Yeah, Antonioni is an acquired taste. Orson Welles hated him so much he made a whole movie about it (The Other Side of the Wind) and I’ll confess that it took more than a few tries for these films to finally click for me. But now I’m obsessed with them. I find La Notte the cleanest and most confident expression of Antonioni’s particular sensibility, and not just because I’m a sucker for movies in which Marcello Mastroianni is having a terrible time at parties. Fellini’s favorite scamp stars here as Giovanni Pontano, a celebrated author with nothing left to write about. Gone is the mischievous flicker in Mastroianni’s eyes. He’s all hollowed out, citing Hermann Broch’s The Sleepwalkers as one of his favorite books while he might as well be living it – somnambulantly drifting from one reception to another, unable to appreciate (or even believe) his own acclaim.
Jeanne Moreau plays his wife, Lidia, her eyes haunted and that famous pout perpetually downturned. It’s important that Antonioni cast two icons of international cinema because so much of La Notte feels like the sad sequel to a first film we never got to see, relying on us to fill in the history of Giovanni and Lidia’s marriage with our own memories of these stars in sunnier times. After visiting their terminally ill friend Tommaso in said skyscraper, the Pontanos make a miserable attempt at going out on a date. It’s their first time at a nightclub alone together in a few years, watching the bizarre contortions of a Black exotic dancer with a wine glass, realizing that they might as well go to that party they’ve been putting off because they’ve got nothing left to say to each other.

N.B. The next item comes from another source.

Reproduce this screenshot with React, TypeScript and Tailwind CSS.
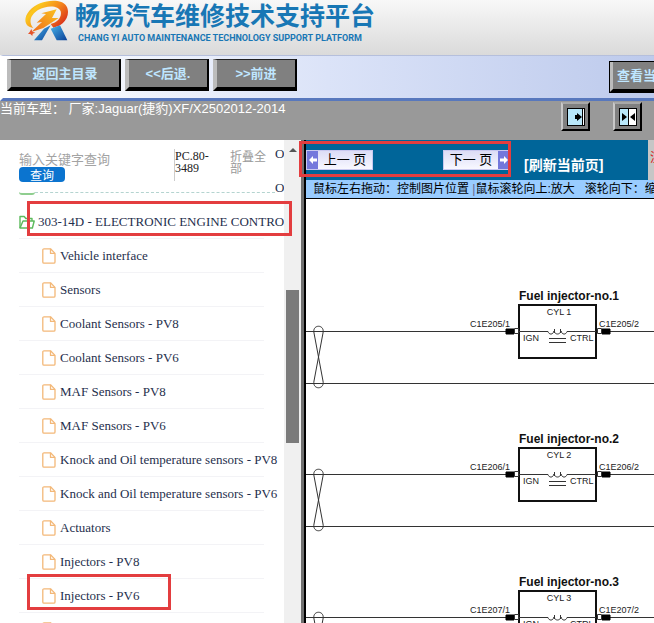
import React from "react";

const items = [
  "Vehicle interface",
  "Sensors",
  "Coolant Sensors - PV8",
  "Coolant Sensors - PV6",
  "MAF Sensors - PV8",
  "MAF Sensors - PV6",
  "Knock and Oil temperature sensors - PV8",
  "Knock and Oil temperature sensors - PV6",
  "Actuators",
  "Injectors - PV8",
  "Injectors - PV6",
];

const injectors = [
  { no: 1, code: "C1E205" },
  { no: 2, code: "C1E206" },
  { no: 3, code: "C1E207" },
];

function Logo() {
  return (
    <svg className="h-[42px] w-[48px] shrink-0" viewBox="0 0 144 126" aria-hidden="true">
      <defs>
        <linearGradient id="flame" x1="0" y1="0" x2="1" y2="0.6">
          <stop offset="0" stopColor="#ee7a1c" />
          <stop offset="0.3" stopColor="#fbc81e" />
          <stop offset="0.65" stopColor="#f58a1c" />
          <stop offset="1" stopColor="#dc3a1c" />
        </linearGradient>
        <linearGradient id="bolt" x1="0" y1="1" x2="1" y2="0">
          <stop offset="0" stopColor="#ee6a1c" />
          <stop offset="1" stopColor="#fbc31e" />
        </linearGradient>
        <linearGradient id="leg" x1="0" y1="0" x2="1" y2="1">
          <stop offset="0" stopColor="#49b4ea" />
          <stop offset="1" stopColor="#0a3f96" />
        </linearGradient>
      </defs>
      <path d="M28 84C2 82 -4 56 16 32C38 6 84 -4 112 6C138 16 138 50 116 70C108 77 100 80 88 83L80 72C102 66 114 50 110 34C104 16 70 14 42 30C20 44 12 66 28 84Z" fill="url(#flame)" />
      <path d="M52 40L98 28L84 54L104 54L58 84L22 96L54 66L38 68L66 42Z" fill="url(#bolt)" />
      <path d="M60 86L80 76L66 100L54 121L30 121Z" fill="url(#leg)" />
      <path d="M80 86L108 76L130 121L98 121Z" fill="url(#leg)" />
      <path d="M22 87L25 95L34 98L26 101L25 108L19 102L12 102L17 96Z" fill="#e5532a" />
    </svg>
  );
}

function FileIcon() {
  return (
    <svg className="h-4 w-[14px] shrink-0" viewBox="0 0 14 16" fill="none" stroke="#f3b878" strokeWidth="1.3" strokeLinejoin="round" aria-hidden="true">
      <path d="M2 .8h6.5L13 5.4V14a1.2 1.2 0 0 1-1.2 1.2H2A1.2 1.2 0 0 1 .8 14V2A1.2 1.2 0 0 1 2 .8Z" />
      <path d="M8.5.8v4.6H13" />
    </svg>
  );
}

function FolderIcon() {
  return (
    <svg className="h-[14px] w-4 shrink-0" viewBox="0 0 16 14" fill="none" stroke="#5cba5c" strokeWidth="1.4" strokeLinejoin="round" aria-hidden="true">
      <path d="M1 13V1.5h4.2l1.6 2H13V6" />
      <path d="M1 13 4 6h11.2l-1.8 7Z" />
    </svg>
  );
}

function ToolButton({ children, className = "" }: { children: React.ReactNode; className?: string }) {
  return (
    <button
      type="button"
      className={`h-8 shrink-0 overflow-hidden whitespace-nowrap border-t border-r-2 border-b-4 border-l-4 border-t-[#222] border-r-black border-b-black border-l-[#bcbcbc] bg-[#808080] text-[13px] leading-4 font-bold text-[#bfe6ff] ${className}`}
    >
      {children}
    </button>
  );
}

function IconButton({ label, split = false }: { label: string; split?: boolean }) {
  return (
    <button
      type="button"
      aria-label={label}
      className="flex h-[29px] w-[29px] shrink-0 items-center justify-center border-2 border-t-[#a8a8a8] border-r-black border-b-black border-l-[#c8c8c8] bg-[#808080]"
    >
      <svg className="h-[18px] w-[18px]" viewBox="0 0 18 18" aria-hidden="true">
        <rect x=".5" y=".5" width="17" height="17" fill="#fff" stroke="#000" />
        <rect x="1" y="1" width={split ? 8 : 14} height="16" fill="#b9e8fb" />
        <path d={split ? "M9.5 0v18" : "M15.5 0v18"} stroke="#000" />
        {split ? (
          <path d="M3 5v8l5-4ZM16 5v8l-5-4Z" />
        ) : (
          <path d="M8 7h2V5l5 4-5 4v-2H8Z" />
        )}
      </svg>
    </button>
  );
}

function PageArrow({ back = false }: { back?: boolean }) {
  return (
    <span className="flex h-full w-[11px] shrink-0 items-center justify-center bg-[#7478dc]">
      <svg className="h-2 w-2" viewBox="0 0 8 8" fill="#fff" aria-hidden="true">
        <path d={back ? "M0 4 4 0v2.500h4v3H4V8Z" : "M8 4 4 0v2.500H0v3h4V8Z"} />
      </svg>
    </span>
  );
}

function Wiring() {
  return (
    <svg className="block h-full w-full font-['Liberation_Sans',sans-serif]" role="img" aria-label="Fuel injector wiring">
      <g transform="translate(-306 -199)">
        {injectors.map(({ no, code }, i) => (
          <g key={no} transform={`translate(0 ${i * 143})`} fill="none" stroke="#333">
            <path d="M306 331.500H508M610 331.500H3000M306 383.500H3000" />
            <path d="M314 333C312 324 325 324 323 333L314 381C312 390 325 390 323 381Z" />
            <rect x="519" y="305" width="77" height="53" stroke="#111" strokeWidth="2" />
            <path d="M519 331.500H548C549 335 553 335 554 331C555 335 560 335 561 331C562 335 566 335 567 331.500H596M554.500 329v4M560.500 329v4" />
            <path d="M549 338.500h17M549 342.500h17" />
            <path d="M506 329h8v5h-8ZM602 329h8v5h-8Z" fill="#000" stroke="#000" />
            <path d="M514.500 328.500h4v5h-4ZM597.500 328.500h4v5h-4Z" fill="#fff" />
            <g fill="#222" stroke="none" fontSize="9">
              <text x="519" y="300" fontSize="12" fontWeight="700" fill="#111">Fuel injector-no.{no}</text>
              <text x="559" y="315" textAnchor="middle">CYL {no}</text>
              <text x="510" y="327" textAnchor="end">{code}/1</text>
              <text x="599" y="327">{code}/2</text>
              <text x="523" y="341">IGN</text>
              <text x="570" y="341">CTRL</text>
            </g>
          </g>
        ))}
      </g>
    </svg>
  );
}

export default function App() {
  return (
    <div className="relative flex h-screen flex-col overflow-hidden bg-white font-['Liberation_Sans','Noto_Sans_CJK_SC',sans-serif]">
      <header className="flex h-[55px] shrink-0 items-start bg-linear-to-b from-[#f8f8f8] to-[#dadada] pl-6">
        <Logo />
        <div className="pl-[3px] whitespace-nowrap text-[#1877b5]">
          <h1 className="pt-[2px] text-[25px] leading-7 font-bold">畅易汽车维修技术支持平台</h1>
          <p className="pl-[3px] font-['Roboto',sans-serif] text-[9px] leading-4 font-bold">CHANG YI AUTO MAINTENANCE TECHNOLOGY SUPPORT PLATFORM</p>
        </div>
      </header>

      <nav className="flex h-[46px] shrink-0 items-start gap-1 overflow-hidden border-t border-b-3 border-l-3 border-t-[#b5bfdc] border-b-[#5878bd] border-l-white bg-linear-to-r from-white via-[#dbe3f8] to-[#bdcaec] pt-[3px] pl-1">
        <ToolButton className="w-[114px]">返回主目录</ToolButton>
        <ToolButton className="w-[84px]">&lt;&lt;后退.</ToolButton>
        <ToolButton className="w-[84px]">&gt;&gt;前进</ToolButton>
        <div className="ml-auto w-[45px] shrink-0 overflow-hidden pt-[2px]">
          <ToolButton className="w-[114px] pl-1 text-left outline outline-1 -outline-offset-1 outline-black">查看当</ToolButton>
        </div>
      </nav>

      <div className="flex h-[39px] shrink-0 items-start justify-between bg-[#999] pr-3">
        <p className="text-[13px] leading-[15px] whitespace-pre text-white">当前车型： 厂家:Jaguar(捷豹)XF/X2502012-2014</p>
        <div className="flex gap-[23px] pt-px">
          <IconButton label="展开" />
          <IconButton label="分栏" split />
        </div>
      </div>

      <div className="flex min-h-0 flex-1">
        <aside className="flex w-[306px] shrink-0 border-r-2 border-black">
          <div className="flex min-w-0 flex-1 flex-col overflow-hidden pl-[19px] font-['Liberation_Serif','Noto_Sans_CJK_SC',serif] text-[13px] text-[#1f2f4d]">
            <div className="flex h-[65px] shrink-0">
              <div className="flex min-w-0 flex-1 flex-col">
                <form className="flex h-[52px] pt-[9px]" onSubmit={(e) => e.preventDefault()}>
                  <div className="flex w-[155px] flex-col items-start pt-[2px]">
                    <input
                      type="text"
                      aria-label="关键字"
                      placeholder="输入关键字查询"
                      className="h-4 w-full bg-transparent font-['Noto_Sans_CJK_SC',sans-serif] text-[13px] leading-4 outline-none placeholder:text-[#a3a3a3]"
                    />
                    <button type="submit" className="h-[15px] w-[46px] rounded-sm bg-[#0b74cf] font-['Noto_Sans_CJK_SC',sans-serif] text-[12px] leading-[15px] text-white">
                      查询
                    </button>
                  </div>
                  <p className="h-8 w-14 border-l border-[#ccc] pt-px text-[12px] leading-3 text-[#222]">PC.80-<br />3489</p>
                  <button type="button" className="h-6 w-10 pt-px text-left font-['Noto_Sans_CJK_SC',sans-serif] text-[12px] leading-3 text-[#999]">
                    折叠全部
                  </button>
                </form>
                <div className="flex">
                  <span className="h-[3px] w-4 rounded-b-sm border-b-2 border-[#8fce8f]" />
                  <span className="flex-1 border-t border-dashed border-[#b4d4d0]" />
                </div>
              </div>
              <div className="w-[9px] overflow-hidden leading-[34px]">
                <div className="-mt-[3px]">O</div>
                <div>O</div>
              </div>
            </div>
            <ul className="w-[245px] whitespace-nowrap">
              <li className="flex h-[34px] items-center gap-[3px] border-b border-[#f3f3f6]">
                <FolderIcon />
                <a href="#engine">303-14D - ELECTRONIC ENGINE CONTROL</a>
              </li>
              {items.map((item) => (
                <li key={item} className="flex h-[34px] items-center gap-1 border-b border-[#f3f3f6] pl-[23px]">
                  <FileIcon />
                  <a href="#item">{item}</a>
                </li>
              ))}
              <li className="flex h-[34px] items-center pl-[23px]">
                <FileIcon />
              </li>
            </ul>
          </div>
          <div className="flex w-[17px] shrink-0 flex-col items-center bg-[#f0f0f0] pt-2" aria-hidden="true">
            <span className="h-0 w-0 border-x-4 border-b-4 border-x-transparent border-b-[#555]" />
            <span className="mt-[138px] h-[153px] w-[13px] bg-[#7b7b7b]" />
          </div>
          <div className="w-[3px] shrink-0 bg-[#707070]" />
        </aside>

        <main className="flex min-w-0 flex-1 flex-col">
          <div className="flex h-10 shrink-0 bg-[#c6c6c6]">
            <div className="flex min-w-0 flex-1 items-start bg-[#006599] pt-[10px]">
              <button type="button" className="flex h-5 w-[67px] items-center border border-[#c8c8f0] bg-linear-to-b from-[#dcdcf6] to-[#f8f8ff] text-[13px] leading-4 font-normal text-black">
                <PageArrow back />
                <span className="flex-1 text-center">上一 页</span>
              </button>
              <button type="button" className="ml-[70px] flex h-5 w-[67px] items-center border border-[#c8c8f0] bg-linear-to-b from-[#dcdcf6] to-[#f8f8ff] text-[13px] leading-4 font-normal text-black">
                <span className="flex-1 text-center">下一 页</span>
                <PageArrow />
              </button>
              <a href="#refresh" className="pt-[5px] pl-[14px] text-[14px] leading-5 font-bold whitespace-nowrap text-white">[刷新当前页]</a>
            </div>
            <p className="w-[6px] overflow-hidden pt-[10px] pl-[2px] text-[12px] leading-4 whitespace-nowrap text-[#d22]">注</p>
          </div>
          <p className="h-[19px] shrink-0 overflow-hidden border-b border-black bg-[#99ccff] pl-[7px] text-[12px] leading-[18px] whitespace-pre text-black">
            鼠标左右拖动：控制图片位置 <span className="text-[#668]">|</span>鼠标滚轮向上:放大   滚轮向下：缩
          </p>
          <div className="min-h-0 flex-1">
            <Wiring />
          </div>
        </main>
      </div>

      <div className="pointer-events-none absolute top-[201px] left-[27px] h-[35px] w-[265px] border-3 border-[#e33d3f]" />
      <div className="pointer-events-none absolute top-[574px] left-[27px] h-9 w-36 border-3 border-[#e33d3f]" />
      <div className="pointer-events-none absolute top-[141px] left-[299px] h-9 w-[212px] border-3 border-[#e33d3f]" />
    </div>
  );
}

The place is crazy. Absurdly opulent, with something like 30,000 rose bushes according to the owner — a ridiculously wealthy industrialist who has his eye on our famous novelist for a lucrative PR job. Prior to the party scene – which takes up the entire second half of the film – these characters have been photographed in opposition to their surroundings, a la Moreau taking a tour through the ruins of postwar Milan while shiny, silver skyscrapers are going up around her. But during the second hour they’re enveloped, swallowed by a gilded cocoon of reflective window glass, shiny surfaces, bare balconies and vast expanses of architecture that loom over the couple like an empty abyss. The party house is one of the most wondrous movie sets you’ll ever see, a labyrinth of blank spaces with nobody to fill them in.

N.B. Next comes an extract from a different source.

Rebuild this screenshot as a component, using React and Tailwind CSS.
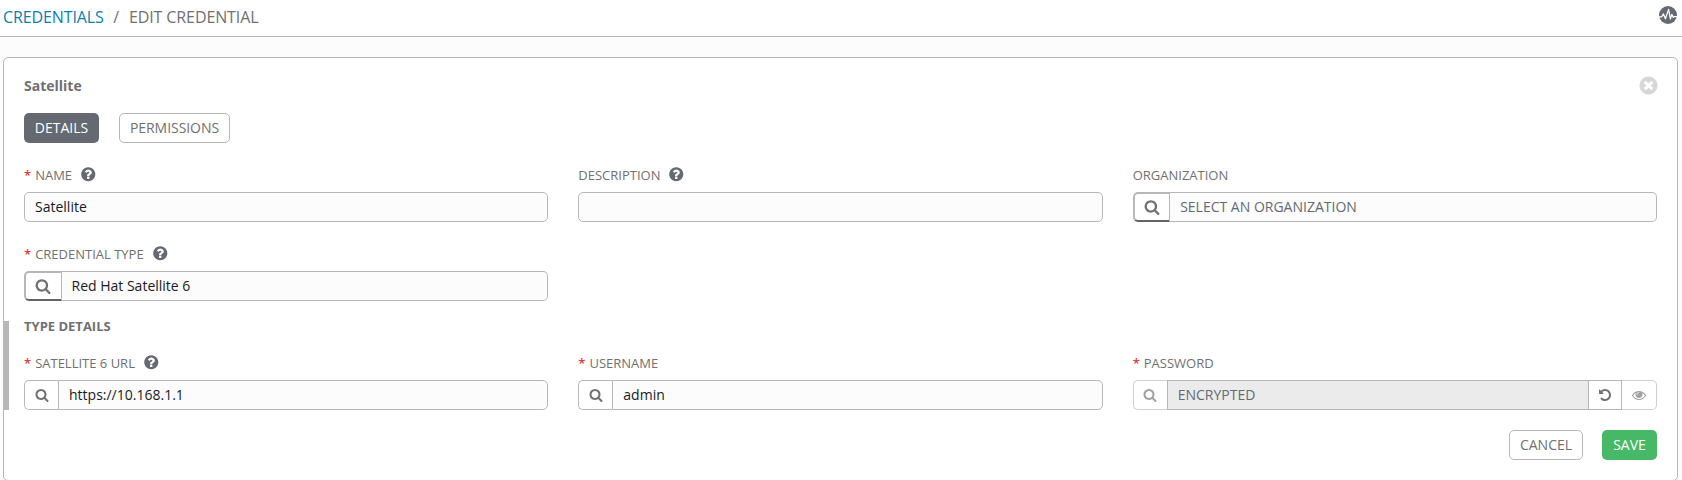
const CIRCLE =
  "M1664 896q0 209-103 385.5t-279.5 279.5-385.5 103-385.5-103-279.5-279.5-103-385.5 103-385.5 279.5-279.5 385.5-103 385.5 103 279.5 279.5 103 385.5z";

const PATHS = {
  search:
    "M1216 832q0-185-131.5-316.5t-316.5-131.5-316.5 131.5-131.5 316.5 131.5 316.5 316.5 131.5 316.5-131.5 131.5-316.5zm512 832q0 52-38 90t-90 38q-54 0-90-38l-343-342q-179 124-399 124-143 0-273.5-55.5t-225-150-150-225-55.5-273.5 55.5-273.5 150-225 225-150 273.5-55.5 273.5 55.5 225 150 150 225 55.5 273.5q0 220-124 399l343 343q37 37 37 90z",
  question:
    "M1024 1376v-192q0-14-9-23t-23-9h-192q-14 0-23 9t-9 23v192q0 14 9 23t23 9h192q14 0 23-9t9-23zm256-672q0-88-55.5-163t-138.5-116-170-41q-243 0-371 213-15 24 8 42l132 100q7 6 19 6 16 0 25-12 53-68 86-92 34-24 86-24 48 0 85.5 26t37.5 59q0 38-20 61t-68 45q-63 28-115.5 86.5t-52.5 125.5v36q0 14 9 23t23 9h192q14 0 23-9t9-23q0-19 21.5-49.5t54.5-49.5q32-18 49-28.5t46-35 44.5-48 28-60.5 12.5-81z" +
    CIRCLE,
  close:
    "M1277 1122q0-26-19-45l-181-181 181-181q19-19 19-45 0-27-19-46l-90-90q-19-19-46-19-26 0-45 19l-181 181-181-181q-19-19-45-19-27 0-46 19l-90 90q-19 19-19 46 0 26 19 45l181 181-181 181q-19 19-19 45 0 27 19 46l90 90q19 19 46 19 26 0 45-19l181-181 181 181q19 19 45 19 27 0 46-19l90-90q19-19 19-46z" +
    CIRCLE,
  undo: "M1664 896q0 156-61 298t-164 245-245 164-298 61q-172 0-327-72.5t-264-204.5q-7-10-6.5-22.5t8.5-20.5l137-138q10-9 25-9 16 2 23 12 73 95 179 147t225 52q104 0 198.5-40.5t163.5-109.5 109.5-163.5 40.5-198.5-40.5-198.5-109.5-163.5-163.5-109.5-198.5-40.5q-98 0-188 35.5t-160 101.5l137 138q31 30 14 69-17 40-59 40h-448q-26 0-45-19t-19-45v-448q0-42 40-59 39-17 69 14l130 129q107-101 244.5-156.5t284.5-55.5q156 0 298 61t245 164 164 245 61 298z",
  eye: "M1664 960q-152-236-381-353 61 104 61 225 0 185-131.5 316.5t-316.5 131.5-316.5-131.5-131.5-316.5q0-121 61-225-229 117-381 353 133 205 333.5 326.5t434.5 121.5 434.5-121.5 333.5-326.5zm-720-384q0-20-14-34t-34-14q-125 0-214.5 89.5t-89.5 214.5q0 20 14 34t34 14 34-14 14-34q0-86 61-147t147-61q20 0 34-14t14-34zm848 384q0 34-20 69-140 230-376.5 368.5t-499.5 138.5-499.5-139-376.5-368q-20-35-20-69t20-69q140-229 376.5-368t499.5-139 499.5 139 376.5 368q20 35 20 69z",
};

function Icon({ name, className }) {
  return (
    <svg viewBox="0 0 1792 1792" fill="currentColor" fillRule={name === "question" || name === "close" ? "evenodd" : "nonzero"} className={`shrink-0 ${className}`}>
      <path d={PATHS[name]} />
    </svg>
  );
}

function ActivityIcon() {
  return (
    <svg viewBox="0 0 18 18" className="mb-0.5 size-[18px]">
      <circle cx="9" cy="9" r="9" fill="#646972" />
      <path
        d="M0 10.8h2.8l1.6-3 2 5L9.6 3.4l1.8 9.6 1.4-4.6 1.5 3 .9-.8h2.8"
        fill="none"
        stroke="#fff"
        strokeWidth="1.25"
        strokeLinejoin="round"
      />
    </svg>
  );
}

function Field({ label, required, help, children }) {
  return (
    <div className="flex min-w-0 flex-col">
      <div className="flex h-5 items-center text-[13px] leading-5 text-[#707070]">
        {required && <span className="mr-1 font-semibold text-[#e5393f]">*</span>}
        <span className="uppercase">{label}</span>
        {help && <Icon name="question" className="mb-px ml-2 size-[16.5px] text-[#646972]" />}
      </div>
      <div className="mt-[7px] flex h-[30px]">{children}</div>
    </div>
  );
}

function TextBox({ value, className = "" }) {
  return (
    <div className={`flex min-w-0 flex-1 items-center border border-[#b7b7b7] bg-[#fcfcfc] px-2.5 text-sm text-[#161b1f] ${className}`}>
      {value}
    </div>
  );
}

function LookupButton() {
  return (
    <div className="flex w-[37.5px] items-center justify-center rounded-l-[5px] border-2 border-r border-[#b7b7b7] border-b-[#646464] bg-white text-[#707070]">
      <Icon name="search" className="size-4" />
    </div>
  );
}

function SearchButton({ disabled }) {
  return (
    <div className={`flex w-[34px] items-center justify-center rounded-l-[5px] border border-r-0 border-[#b7b7b7] bg-white text-[#707070] ${disabled ? "opacity-65" : ""}`}>
      <Icon name="search" className="size-3.5" />
    </div>
  );
}

export default function App() {
  return (
    <div className="flex h-[480px] flex-col overflow-hidden bg-[#fcfcfc] font-['Open_Sans',sans-serif] text-sm text-[#707070]">
      <header className="flex h-[37px] shrink-0 items-center justify-between border-b border-[#b7b7b7] bg-white pr-[5px] pb-1 pl-[3px] text-base">
        <div className="flex pt-0.5 tracking-[-0.11px]">
          <span className="text-[#0b7fae]">CREDENTIALS</span>
          <span className="mr-2.5 ml-[9.5px]">/</span>
          <span>EDIT CREDENTIAL</span>
        </div>
        <ActivityIcon />
      </header>

      <main className="relative mt-5 mr-1 ml-[3px] h-[424px] shrink-0 rounded-[5px] border border-[#b7b7b7] bg-white px-5">
        <div className="absolute top-[263px] left-0 h-[89px] w-[5px] bg-[#b7b7b7]" />

        <div className="mt-[18px] flex h-5 items-center justify-between">
          <h1 className="text-sm font-bold">Satellite</h1>
          <Icon name="close" className="-mr-[1.5px] mb-[1.5px] size-[21px] text-[#d7d7d7]" />
        </div>

        <div className="mt-[17px] flex gap-5">
          <div className="flex h-[30px] w-[75px] items-center justify-center rounded-[5px] bg-[#646972] text-white">DETAILS</div>
          <div className="flex h-[30px] w-[111px] items-center justify-center rounded-[5px] border border-[#b7b7b7] tracking-[-0.05px]">PERMISSIONS</div>
        </div>

        <div className="mt-[22px] grid grid-cols-3 gap-x-[30px] gap-y-[22px]">
          <Field label="Name" required help>
            <TextBox value="Satellite" className="rounded-[5px]" />
          </Field>
          <Field label="Description" help>
            <TextBox className="rounded-[5px]" />
          </Field>
          <Field label="Organization">
            <LookupButton />
            <TextBox value={<span className="text-[#646972]">SELECT AN ORGANIZATION</span>} className="rounded-r-[5px] border-l-0" />
          </Field>
          <Field label="Credential Type" required help>
            <LookupButton />
            <TextBox value="Red Hat Satellite 6" className="rounded-r-[5px] border-l-0" />
          </Field>
        </div>

        <h2 className="mt-[15px] text-[13px] leading-5 font-bold">TYPE DETAILS</h2>

        <div className="mt-[17px] grid grid-cols-3 gap-x-[30px]">
          <Field label="Satellite 6 URL" required help>
            <SearchButton />
            <TextBox value="https://10.168.1.1" className="rounded-r-[5px]" />
          </Field>
          <Field label="Username" required>
            <SearchButton />
            <TextBox value="admin" className="rounded-r-[5px]" />
          </Field>
          <Field label="Password" required>
            <SearchButton disabled />
            <div className="flex min-w-0 flex-1 items-center border border-[#b7b7b7] bg-[#ebebeb] px-2.5 text-[#646972]">ENCRYPTED</div>
            <div className="flex w-[33px] items-center justify-center border-y border-r border-[#b7b7b7] bg-white">
              <Icon name="undo" className="size-3.5" />
            </div>
            <div className="flex w-[35px] items-center justify-center rounded-r-[5px] border border-l-0 border-[#b7b7b7] bg-white opacity-65">
              <Icon name="eye" className="size-3.5" />
            </div>
          </Field>
        </div>

        <div className="mt-5 flex justify-end gap-[19px]">
          <div className="flex h-[30px] w-[74px] items-center justify-center rounded-[5px] border border-[#b7b7b7]">CANCEL</div>
          <div className="flex h-[30px] w-[55px] items-center justify-center rounded-[5px] bg-[#47b866] text-white">SAVE</div>
        </div>
      </main>
    </div>
  );
}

Except for Valentina. Our host’s 22-year-old daughter is played by Vitti with a mercurial insouciance. She’s clad in a similar spaghetti-strap cocktail dress and her trademark platinum tresses covered in a pitch-black wig to match Moreau’s, making Mastroianni’s attraction an even bigger insult. Giovanni and Lidia have been working their way around the party looking for new and attractive ways to hurt each other, and she’s by far the newest and most attractive. Giovanni’s flailing attempts to seduce her are desperate, pathetic and entirely understandable.
Antonioni likes to keep his actors turned away from us. He denies the emotional access most filmmakers labor to provide, instead forcing us to find meaning in the blocking and bodily juxtapositions as key to his characters’ internal turmoil. (So much screen time is spent staring at Vitti and Moreau’s bare backs, if there’s such a thing as a shoulder blade fetish community they’ll give this film five stars.) It’s a movie about a marriage that is over and artistic ideas that are dashed – just more of the rubble being bulldozed to build a sleeker, smoother future out of chrome surfaces that show you everything and reveal nothing. Everything in the movie is in the process of being replaced with an emptier, more mechanical version of what came before, so by the end when this writer’s wife reads aloud from one of his old love letters, he doesn’t even recognize the author.
“La Notte” is streaming on HBO Max, The Criterion Channel, and Kanopy.